I went to the ELCE conference that took place in Lyon during 28-30th of October 2019.
A day before the conference, the outreachy inters and mentors were invited to a dinner in a pizza restaurant. There I met my mentor Hans Verkuil for the first time.
I slept in an Airbnb apartment by myself during the conference time, just a few minutes walk from the main train station Gare de Lyon-Part-Dieu. This was comfortable since it is not too far from the conference place and also there is a direct shuttel from there to the airport. As I arrived to the conference at the first day, I got the badge with my name and background (Outrachy intern) and some goodies like 3 day tickets for transportation, a voucher for wine or beer, voucher for the talkers dinner and a T-shirt. The main hall, where all the booths were was pretty huge and was crowded all the time. There were small croissant served in the mornings and coffee and fruits served all day.
I was in the conference with many of my colleagues from Collabora which I met for the first time just a week before during a company meeting in Nice. We had a Collabora booth there where people could play SuperTuxKart on a RK3399 SoC. I came to the conference officially as an Outreachy allumi intern and also gave a 5 min talk about my internship project.
There were talks in the conference all they long about various subjects. I found it hard to understand technical talks if I don't have enough background. So for example I went to a talk about u-boot and a talk about the GPU Linux subsystem, and I felt was just setting there warming the chair.
The conference is an opportunity for the developers to meet face to face as they are in many cases spread around the world. The v4l community held several discussions. I went to a discussion about codecs and about libcamera. The discussions are long and not always easy to follow. I remember for example a discussion about what should be the behavior of a decoder driver if at some point during the decoding, the initial allocated buffers are not big enough to contain the decoded frame. There are several ways to deal with it. Some questions that arise: Should the driver inform the userspace about it? Should it be the userspace responsibility to stop the streaming and allocate new buffers? Also, is it possible to track at which frame it happened and try to decode it again?
The other discussion was about libcamera. Libcamera is a a userspace library that supplies an API for applications to interact with cameras. At the second day of the conference there was a talk on libcamera by Jacopo Mondi where he showed through live coding how applications should use the API. The project, lead by Laurent Pinchart is one year old and is entering API stabilization phase. The libcamera discussion was held in the morning after the talk and people interested in it could ask questions.
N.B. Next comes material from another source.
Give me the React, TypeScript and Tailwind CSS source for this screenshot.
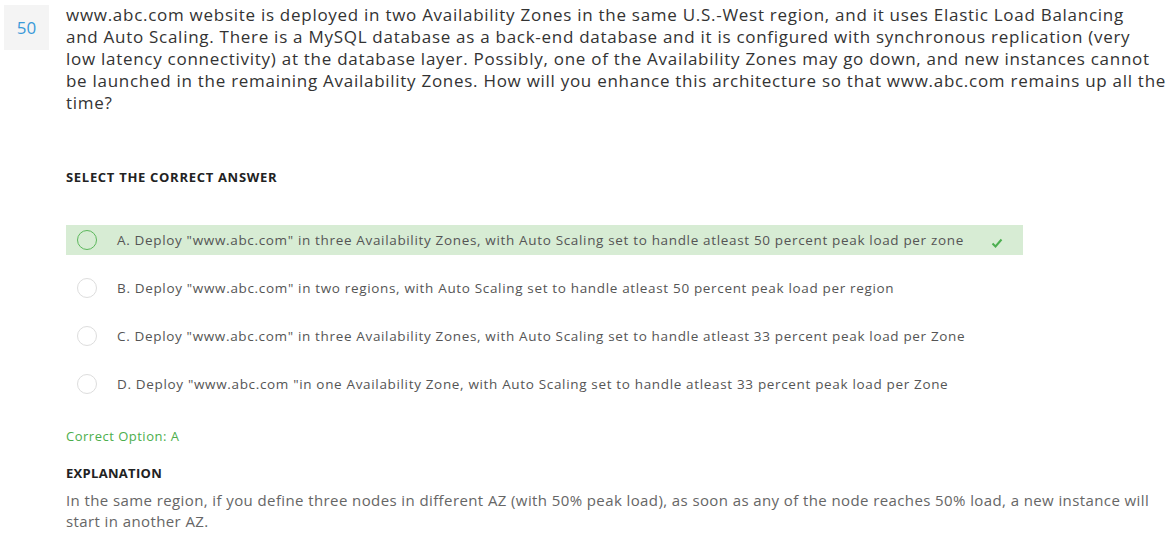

At the very end of the conference there was a game where at each round two facts related to Linux / Computers are given and the people should decide which of them is correct. Then after that there was a scissors paper rock game against the host. I failed very badly in both games.
After the conference was over I stayed two more days in the Lyon, I found a nice coworking space 'Le 18 Coworking' where I worked from.
Those were two rainy days and the second of them was apparently a holiday in France called All Saints’ Day.